Кроме того, сугубо временный характер нашего гигантского сооружения был предопределён большим количеством заранее заданных предварительных условий, жёстко связавших нас в работе над проектом. Скажем, решили мы сделать крышу, как и стену, толщиной в 1 метр. Для такой толщины рассчитали и вес балок. И тут выясняется, что кран, который был в нашем распоряжении, такой вес поднять не сможет. И в 60 см. не сможет. А только меньше. Вот и подгоняли мы размер крыши под возможности крана.

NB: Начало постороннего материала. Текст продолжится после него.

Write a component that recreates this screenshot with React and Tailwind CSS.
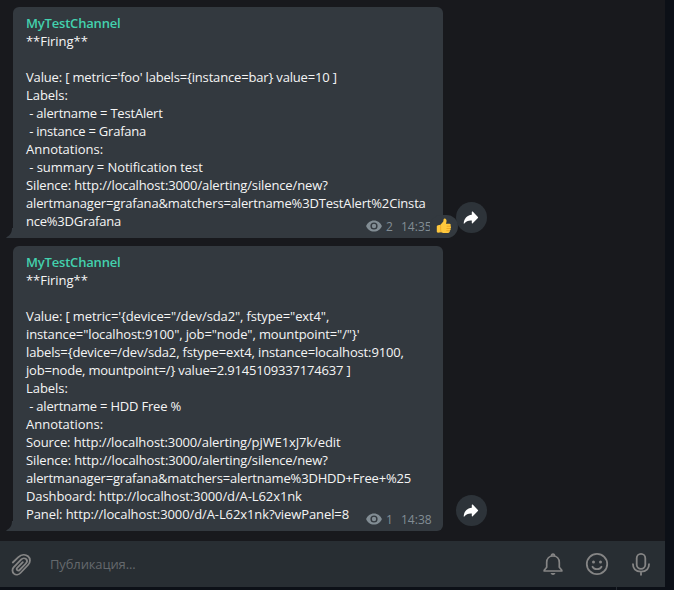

Или сказали нам, что при строительстве крыши необходимо использовать трубы, которые есть. Именно эти и никакие другие. Учитывая их длину, диаметр, вес… Но самым неприятным было требование начальства использовать как опору для крыши бывшую, чудом сохранившуюся стену реактора. Построить новую на всём протяжении было сложно. Практически невозможно. Эта стена сегодня является самым опасным и недолговечным звеном Саркофага.

Я боюсь. Я очень боюсь. Говорил об опасности много раз на Украине. Хочу повторить здесь, в Германии. О строительстве настоящего, долговечного Саркофага вопрос надо было поставить на другой день после постройки нашего, временного. Чего бы это не стоило. Альтернативы нет. Ни у Украины, ни у Европы в целом. Я мечтаю, что когда-нибудь это случится и новый Саркофаг построят.

Мечта сбывается

С момента аварии прошло почти 33 года и теперь можно говорить о том насколько реальными были опасения Герцона, который ещё до отъезда в Германию писал в местные, днепропетровские газеты о некачественном строительстве Саркофага и о возможных последствиях. Газеты отказывались его печатать, так как проект утверждался на самом верху. Тем более, что у близкой к банкротству экономики СССР, а позже у Украины не было миллиардов долларов, которые требовались на строительство нового защитного укрытия. Пожар на ЧАЭС 12 февраля 2013 года, когда стеновые панели были частично разрушены, показал, что Герцон был прав. И только три года назад, наконец, огромные риски были признаны и началось строительство Сакофага-2.

Предположительно новый Саркофаг будет готов уже в течение текущего года. Мечта Миши сбывается.